By Biotechdaily staff writers
Posted on 21 Jul 2003
A study has shown that the cerebral cortex not only perceives pain but also modulates pain signals, partly through the inhibitory neurotransmitter GABA, suggesting a target for therapy. More...
The results were published in the July 17 issue of Nature.

Researchers focused on a small region of the cerebral cortex known as the rostral agranular insular cortex (RAIC), one of the cortical areas consistently activated by painful stimuli. Since GABA is prolific in RAIC, they reasoned that changing levels of GABA could show how RAIC might regulate pain. When they increased levels of GABA throughout RAIC in normal rats, the animals displayed a clear and consistent analgesia. When the increase was sustained by injecting a gene (GAD 67) into neuronal and glial cells that encodes an enzyme that synthesizes GABA, the analgesia lasted up to 10 days. That suggested that GABA works through neural mechanisms that do not down-regulate over time.

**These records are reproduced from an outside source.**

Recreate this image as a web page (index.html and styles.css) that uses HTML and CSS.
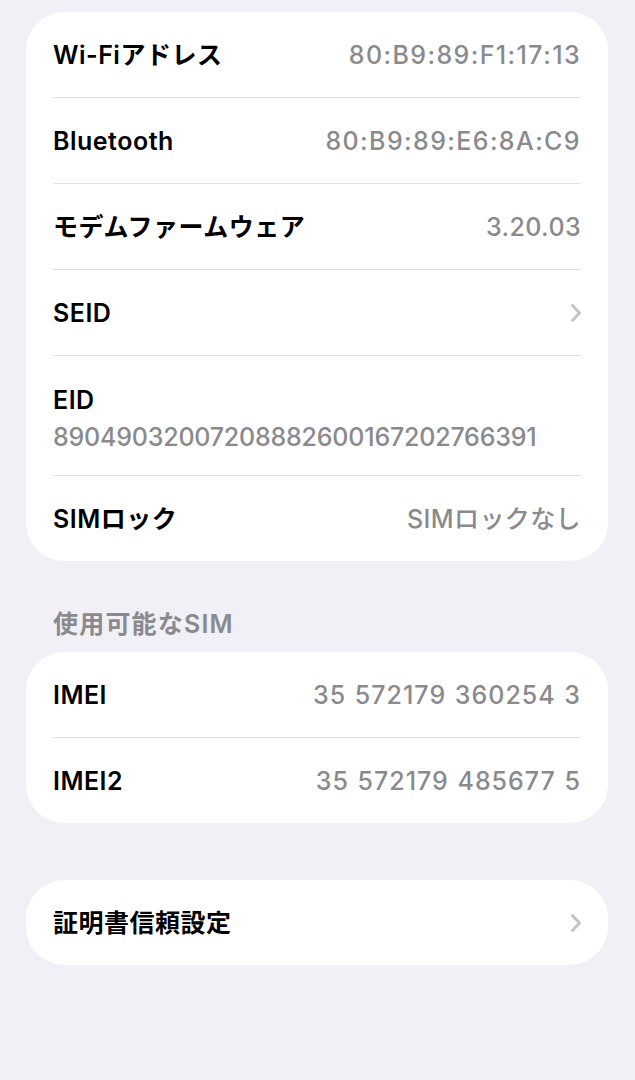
FILE: index.html
```html
<!DOCTYPE html>
<html lang="ja">
<head>
    <meta charset="UTF-8">
    <meta name="viewport" content="width=device-width, initial-scale=1.0">
    <title>情報</title>
    <link rel="stylesheet" href="styles.css">
</head>
<body>
    <div class="page">
        <div class="group">
            <div class="row">
                <span class="label">Wi-Fiアドレス</span>
                <span class="value mac">80:B9:89:F1:17:13</span>
            </div>
            <div class="row">
                <span class="label">Bluetooth</span>
                <span class="value mac">80:B9:89:E6:8A:C9</span>
            </div>
            <div class="row">
                <span class="label">モデムファームウェア</span>
                <span class="value">3.20.03</span>
            </div>
            <div class="row">
                <span class="label">SEID</span>
                <svg class="chevron" width="12" height="20" viewBox="0 0 12 20">
                    <path d="M2.5 2.5 L9.5 10 L2.5 17.5" fill="none" stroke="#c4c4c7" stroke-width="3" stroke-linecap="round" stroke-linejoin="round"/>
                </svg>
            </div>
            <div class="row row-stacked">
                <span class="label">EID</span>
                <span class="value eid">89049032007208882600167202766391</span>
            </div>
            <div class="row">
                <span class="label">SIMロック</span>
                <span class="value">SIMロックなし</span>
            </div>
        </div>

        <div class="section-title">使用可能なSIM</div>
        <div class="group">
            <div class="row">
                <span class="label">IMEI</span>
                <span class="value imei">35 572179 360254 3</span>
            </div>
            <div class="row">
                <span class="label">IMEI2</span>
                <span class="value imei">35 572179 485677 5</span>
            </div>
        </div>

        <div class="group group-single">
            <div class="row">
                <span class="label">証明書信頼設定</span>
                <svg class="chevron" width="12" height="20" viewBox="0 0 12 20">
                    <path d="M2.5 2.5 L9.5 10 L2.5 17.5" fill="none" stroke="#c4c4c7" stroke-width="3" stroke-linecap="round" stroke-linejoin="round"/>
                </svg>
            </div>
        </div>
    </div>
</body>
</html>
```

FILE: styles.css
```css
body {
    margin: 0;
    background-color: #f0f0f6;
    font-family: Inter, "Noto Sans CJK JP", sans-serif;
    -webkit-font-smoothing: antialiased;
}

.page {
    padding: 12px 27px 40px 26px;
}

.group {
    background-color: #fff;
    border-radius: 38px;
    padding: 0 27px;
}

.group-single {
    margin-top: 57px;
}

.row {
    display: flex;
    align-items: center;
    justify-content: space-between;
    height: 85px;
    border-bottom: 1px solid #e2e2e5;
}

.row:last-child {
    border-bottom: none;
}

.label {
    font-size: 25px;
    font-weight: 600;
    color: #000;
    line-height: 30px;
    letter-spacing: 0.5px;
}

.value {
    font-size: 25px;
    font-weight: 500;
    color: #8a8a8e;
    line-height: 30px;
    letter-spacing: 0.4px;
}

.value.mac {
    letter-spacing: 1.4px;
}

.value.imei {
    letter-spacing: 1px;
    word-spacing: 1px;
}

.value.eid {
    letter-spacing: -0.2px;
}

.row-stacked {
    flex-direction: column;
    align-items: flex-start;
    justify-content: flex-start;
    height: auto;
    padding: 29px 0 23px;
}

.row-stacked .value {
    margin-top: 7px;
}

.chevron {
    margin-right: -1px;
}

.section-title {
    font-size: 25px;
    font-weight: 600;
    color: #8a8a8e;
    line-height: 30px;
    letter-spacing: 1.2px;
    padding: 48px 27px 13px;
}
```
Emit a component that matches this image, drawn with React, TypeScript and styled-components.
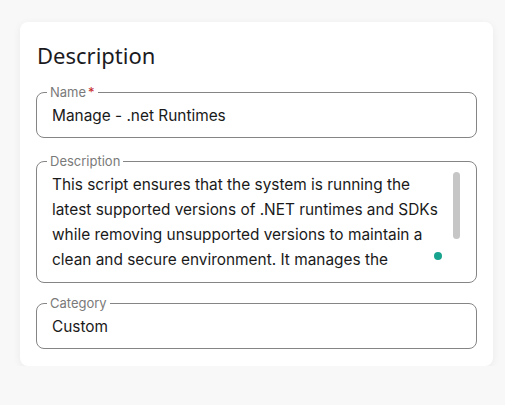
import React from "react";
import styled, { createGlobalStyle } from "styled-components";

const GlobalStyle = createGlobalStyle`
  *, *::before, *::after { box-sizing: border-box; }
  html, body { margin: 0; padding: 0; }
  body {
    background: #f8f8f8;
    font-family: "Inter", "Noto Sans", sans-serif;
    color: #1a1a1a;
  }
`;

const Page = styled.div`
  padding: 22px 0 0 20px;
`;

const Card = styled.section`
  width: 473px;
  background: #ffffff;
  border-radius: 8px;
  box-shadow: 0 2px 8px rgba(0, 0, 0, 0.06);
  padding: 18px 16px 17px;
  display: flex;
  flex-direction: column;
`;

const Title = styled.h2`
  margin: 0 0 15px 1px;
  font-family: "Noto Sans", "Open Sans", sans-serif;
  font-size: 22px;
  font-weight: 400;
  line-height: 30px;
  color: #1b1b1f;
`;

const Field = styled.fieldset<{ $gap?: number }>`
  margin: 0 0 ${(p) => p.$gap ?? 0}px;
  min-inline-size: 0;
  border: 1px solid #858585;
  border-radius: 8px;
  padding: 3px 15px 9px;
  position: relative;
`;

const Legend = styled.legend`
  margin-left: -5px;
  padding: 0 3px;
  font-size: 13px;
  line-height: 15px;
  color: #7a7a7a;
`;

const Required = styled.span`
  color: #c62828;
  margin-left: 2px;
`;

const Value = styled.div`
  font-size: 15.4px;
  line-height: 25px;
  color: #1a1a1a;
`;

const TextArea = styled.div`
  position: relative;
  height: 100px;
  margin-bottom: 1px;
  padding-right: 16px;
  font-size: 15.4px;
  line-height: 25px;
  color: #1a1a1a;
`;

const Clip = styled.div`
  height: 100%;
  overflow: hidden;
`;

const Thumb = styled.div`
  position: absolute;
  right: 1px;
  top: 0;
  width: 7px;
  height: 67px;
  border-radius: 4px;
  background: #c6c6c6;
`;

const StatusDot = styled.span`
  position: absolute;
  right: 19px;
  top: 80px;
  width: 8px;
  height: 8px;
  border-radius: 50%;
  background: #17a38d;
`;

const description =
  "This script ensures that the system is running the latest supported versions of .NET runtimes and SDKs while removing unsupported versions to maintain a clean and secure environment. It manages the installation and removal of runtimes across the machine.";

export default function App() {
  return (
    <>
      <GlobalStyle />
      <Page>
        <Card>
          <Title>Description</Title>
          <Field $gap={16}>
            <Legend>
              Name<Required>*</Required>
            </Legend>
            <Value>Manage - .net Runtimes</Value>
          </Field>
          <Field $gap={13}>
            <Legend>Description</Legend>
            <TextArea>
              <Clip>{description}</Clip>
              <Thumb />
              <StatusDot />
            </TextArea>
          </Field>
          <Field>
            <Legend>Category</Legend>
            <Value>Custom</Value>
          </Field>
        </Card>
      </Page>
    </>
  );
}
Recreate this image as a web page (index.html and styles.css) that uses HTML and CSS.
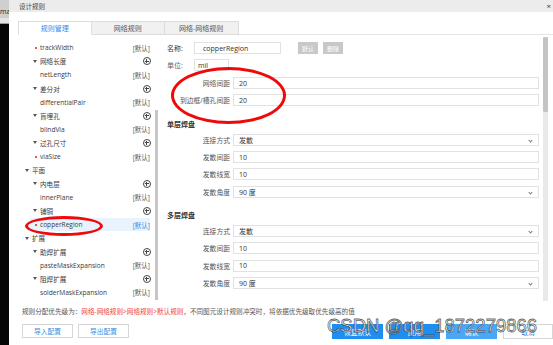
FILE: index.html
```html
<!DOCTYPE html>
<html lang="zh">
<head>
<meta charset="utf-8">
<title>设计规则</title>
<link rel="stylesheet" href="styles.css">
</head>
<body>
<div class="screen">
  <div class="side">
    <div class="side-top">ma</div>
    <div class="side-mid"></div>
    <div class="side-dark"></div>
  </div>
  <div class="dialog">
    <div class="titlebar"><span class="title">设计规则</span><span class="close">×</span></div>
    <div class="content">
      <div class="tabs">
        <div class="tab active">规则管理</div>
        <div class="tab">网络规则</div>
        <div class="tab">网络-网络规则</div>
      </div>
      <div class="main">
        <div class="tree">
          <div class="tree-list">
            <div class="row l1"><span class="ico dot"></span><span class="name">trackWidth</span><span class="def">[默认]</span></div>
            <div class="row l1"><span class="ico caret"></span><span class="name">网络长度</span><span class="plus"></span></div>
            <div class="row l1"><span class="ico"></span><span class="name">netLength</span><span class="def">[默认]</span></div>
            <div class="row l1"><span class="ico caret"></span><span class="name">差分对</span><span class="plus"></span></div>
            <div class="row l1"><span class="ico"></span><span class="name">differentialPair</span><span class="def">[默认]</span></div>
            <div class="row l1"><span class="ico caret"></span><span class="name">盲埋孔</span><span class="plus"></span></div>
            <div class="row l1"><span class="ico"></span><span class="name">blindVia</span><span class="def">[默认]</span></div>
            <div class="row l1"><span class="ico caret"></span><span class="name">过孔尺寸</span><span class="plus"></span></div>
            <div class="row l1"><span class="ico dot"></span><span class="name">viaSize</span><span class="def">[默认]</span></div>
            <div class="row l0"><span class="ico caret"></span><span class="name">平面</span></div>
            <div class="row l1"><span class="ico caret"></span><span class="name">内电层</span><span class="plus"></span></div>
            <div class="row l1"><span class="ico"></span><span class="name">innerPlane</span><span class="def">[默认]</span></div>
            <div class="row l1"><span class="ico caret"></span><span class="name">铺铜</span><span class="plus"></span></div>
            <div class="row l1 selected"><span class="ico dot"></span><span class="name">copperRegion</span><span class="def">[默认]</span></div>
            <div class="row l0"><span class="ico caret"></span><span class="name">扩展</span></div>
            <div class="row l1"><span class="ico caret"></span><span class="name">助焊扩展</span><span class="plus"></span></div>
            <div class="row l1"><span class="ico"></span><span class="name">pasteMaskExpansion</span><span class="def">[默认]</span></div>
            <div class="row l1"><span class="ico caret"></span><span class="name">阻焊扩展</span><span class="plus"></span></div>
            <div class="row l1"><span class="ico"></span><span class="name">solderMaskExpansion</span><span class="def">[默认]</span></div>
          </div>
          <div class="scroll tree-scroll"><div class="thumb"></div></div>
        </div>
        <div class="form">
          <div class="form-body">
            <div class="frow">
              <span class="flabel">名称:</span>
              <div class="input name-input">copperRegion</div>
              <span class="gbtn first">默认</span>
              <span class="gbtn">删除</span>
            </div>
            <div class="frow">
              <span class="flabel light">单位:</span>
              <div class="input unit-input">mil</div>
            </div>
            <div class="field gap-lg"><span class="lbl">网络间距</span><div class="input">20</div></div>
            <div class="field"><span class="lbl">到边框/槽孔间距</span><div class="input">20</div></div>

            <div class="section">单层焊盘</div>
            <div class="field"><span class="lbl">连接方式</span><div class="input select">发散<span class="arrow"></span></div></div>
            <div class="field"><span class="lbl">发散间距</span><div class="input">10</div></div>
            <div class="field"><span class="lbl">发散线宽</span><div class="input">10</div></div>
            <div class="field"><span class="lbl">发散角度</span><div class="input select">90 度<span class="arrow"></span></div></div>

            <div class="section">多层焊盘</div>
            <div class="field"><span class="lbl">连接方式</span><div class="input select">发散<span class="arrow"></span></div></div>
            <div class="field"><span class="lbl">发散间距</span><div class="input">10</div></div>
            <div class="field"><span class="lbl">发散线宽</span><div class="input">10</div></div>
            <div class="field"><span class="lbl">发散角度</span><div class="input select">90 度<span class="arrow"></span></div></div>
          </div>
          <div class="scroll form-scroll"><div class="thumb"></div></div>
        </div>
      </div>
      <div class="note">规则分配优先级为：<span class="red">网络-网络规则&gt;网络规则&gt;默认规则</span>，不同图元设计规则冲突时，将依据优先级取优先级高的值</div>
      <div class="footer">
        <div class="left-btns">
          <span class="wbtn">导入配置</span>
          <span class="wbtn">导出配置</span>
        </div>
        <div class="right-btns">
          <span class="bbtn">恢复默认</span>
          <span class="bbtn">应用</span>
          <span class="bbtn light">确认</span>
          <span class="cbtn">取消</span>
        </div>
      </div>
    </div>
  </div>
  <div class="mark mark-tree"></div>
  <div class="mark mark-form"></div>
  <div class="watermark">CSDN @qq_1872279866</div>
</div>
</body>
</html>
```

FILE: styles.css
```css
* { box-sizing: border-box; margin: 0; padding: 0; }
html, body { width: 553px; height: 345px; overflow: hidden; }
body {
  font-family: "Open Sans", "Noto Sans CJK SC", sans-serif;
  font-size: 7px;
  color: #333;
  background: #000;
}
.screen { position: relative; display: flex; width: 553px; height: 345px; }

/* left background window strip */
.side { width: 9px; display: flex; flex-direction: column; }
.side-top { height: 18px; background: #cfcfcf; color: #222; font-size: 7px; line-height: 7px; padding-top: 8px; overflow: hidden; white-space: nowrap; }
.side-mid { height: 6px; background: #e4e4e4; border-bottom: 1px solid #999; }
.side-dark { flex: 1; background: #050505; }

/* dialog */
.dialog { flex: 1; background: #fff; display: flex; flex-direction: column; min-width: 0; }
.titlebar { height: 12px; background: #ececec; display: flex; align-items: center; justify-content: space-between; padding: 0 2px 0 10px; }
.title { font-size: 6.5px; color: #444; }
.close { font-size: 8px; color: #333; line-height: 8px; }

.content { flex: 1; display: flex; flex-direction: column; padding-left: 9px; }

.tabs { display: flex; margin-top: 9px; height: 14px; border-bottom: 1px solid #e4e4e4; }
.tab { width: 73.5px; height: 14px; border: 1px solid #dcdcdc; border-left: none; background: #f1f1f1; color: #555; display: flex; align-items: center; justify-content: center; font-size: 7px; margin-bottom: -1px; }
.tab:first-child { border-left: 1px solid #dcdcdc; }
.tab.active { background: #fff; color: #2d8cf0; border-bottom-color: #fff; }

.main { display: flex; height: 266px; }

/* tree */
.tree { width: 140px; display: flex; }
.tree-list { flex: 1; padding-top: 6px; padding-right: 5px; }
.row { height: 13.6px; display: flex; align-items: center; font-size: 6.6px; color: #3a3a3a; }
.row.l0 { padding-left: 7px; }
.row.l1 { padding-left: 15px; }
.ico { width: 7px; height: 7px; display: flex; align-items: center; justify-content: flex-start; flex: none; }
.ico.caret::before { content: ""; border-left: 2.5px solid transparent; border-right: 2.5px solid transparent; border-top: 3px solid #555; }
.ico.dot::before { content: ""; width: 2px; height: 2px; background: #f05050; margin-left: 2px; }
.name { flex: 1; white-space: nowrap; }
.def { color: #555; font-size: 6.5px; }
.plus { width: 8px; height: 8px; border: 1px solid #444; border-radius: 50%; position: relative; margin-right: -0.5px; }
.plus::before, .plus::after { content: ""; position: absolute; background: #444; }
.plus::before { left: 1px; right: 1px; top: 2.5px; height: 1px; }
.plus::after { top: 1px; bottom: 1px; left: 2.5px; width: 1px; }
.row.selected { background: #e8f3fd; margin-left: 12px; padding-left: 3px; }
.row.selected .def { color: #3c8dde; }

.scroll { width: 3px; display: flex; flex-direction: column; flex: none; }
.tree-scroll { padding-top: 75px; }
.tree-scroll .thumb { height: 190px; background: #c6c6c6; }

/* form */
.form { flex: 1; display: flex; padding-left: 2px; min-width: 0; }
.form-body { flex: 1; padding-left: 7px; padding-right: 4px; padding-top: 7px; }
.frow { display: flex; align-items: center; height: 12px; margin-bottom: 5px; }
.flabel { width: 27px; font-size: 7px; color: #333; }
.flabel.light { color: #666; }
.input { height: 12px; border: 1px solid #e2e2e2; display: flex; align-items: center; padding-left: 5px; font-size: 7px; color: #333; position: relative; flex: 1; }
.name-input { flex: none; width: 87px; padding-left: 8px; }
.unit-input { flex: none; width: 35px; padding-left: 3px; }
.gbtn { width: 20px; height: 12px; background: #c8c8c8; color: #fff; font-size: 6px; display: flex; align-items: center; justify-content: center; margin-left: 5px; }
.gbtn.first { margin-left: 17px; }

.field { display: flex; align-items: center; height: 12px; margin-top: 5.3px; }
.field.gap-lg { margin-top: 6px; }
.lbl { width: 66px; text-align: right; padding-right: 3px; font-size: 6.8px; color: #555; white-space: nowrap; flex: none; }
.section { font-weight: bold; font-size: 7px; color: #333; height: 12px; display: flex; align-items: center; margin-top: 11.5px; margin-bottom: -1px; }
.section + .field { margin-top: 5px; }
.arrow { position: absolute; right: 6px; top: 4px; width: 3px; height: 3px; border-right: 1px solid #777; border-bottom: 1px solid #777; transform: rotate(45deg); }

.form-scroll { width: 5px; margin-right: 5px; padding-top: 2px; }
.form-scroll .thumb { height: 75px; background: #c4c4c4; border-radius: 1px; }
.form-scroll::after { content: ""; flex: 1; background: #e9e9e9; }

/* footer */
.note { padding-left: 4px; margin-top: 5px; height: 10px; display: flex; align-items: center; font-size: 6.6px; color: #555; white-space: nowrap; }
.red { color: #f03c3c; }
.footer { display: flex; justify-content: space-between; margin-top: 8px; height: 15px; }
.left-btns { display: flex; gap: 5px; padding-left: 4px; }
.wbtn { width: 51px; height: 14px; border: 1px solid #d6d6d6; color: #3c8dde; font-size: 6.8px; display: flex; align-items: center; justify-content: center; background: #fff; }
.right-btns { display: flex; gap: 6px; }
.bbtn { width: 51px; height: 15px; background: #1f8ef1; color: #fff; font-size: 6.8px; display: flex; align-items: center; justify-content: center; }
.bbtn.light { background: #4ba6f5; }
.cbtn { width: 50px; height: 15px; border: 1px solid #d6d6d6; color: #3c8dde; font-size: 6.8px; display: flex; align-items: center; justify-content: center; background: #fff; }

/* annotations */
.mark { position: absolute; border: 3px solid #ee0a0a; border-radius: 50%; }
.mark-tree { left: 25px; top: 216px; width: 78px; height: 20px; }
.mark-form { left: 171px; top: 67px; width: 115px; height: 57px; border-width: 3.5px; }
.watermark { position: absolute; left: 327px; top: 315px; font-family: "Liberation Sans", Arial, sans-serif; font-size: 18.5px; line-height: 22px; color: rgba(255,255,255,0.85); -webkit-text-stroke: 0.8px rgba(60,60,60,0.8); white-space: nowrap; }
```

When the researchers blocked transmission of signals through the descending pain inhibitory system, which extends from the RAIC to the spinal cord, the analgesic effect was reversed, indicating that GABA works partly through this system to enhance the inhibition of neurons that incite pain. Finding that a large number of RAIC neurons expressing GABA-B receptors project to the amygdala, they explored GABA's role in this pathway. After GABA was increased in the RAIC, GABA-B-bearing RAIC neurons that projected to the amygdala were selectively disinhibited. As a result, the rats experienced pain. When the activation was reversed, the pain was abolished.

"This finding demonstrates that the change in pain level works through two separate systems, with opposite effects,” said senior author Peter O'Hara, Ph.D., associate professor of anatomy at the University of California, San Francisco (USA; www.ucsf.edu). "This dual effect is probably a defining feature of pain modulation, and we speculate that an imbalance in the cortical output is likely to underlie some chronic pain states.”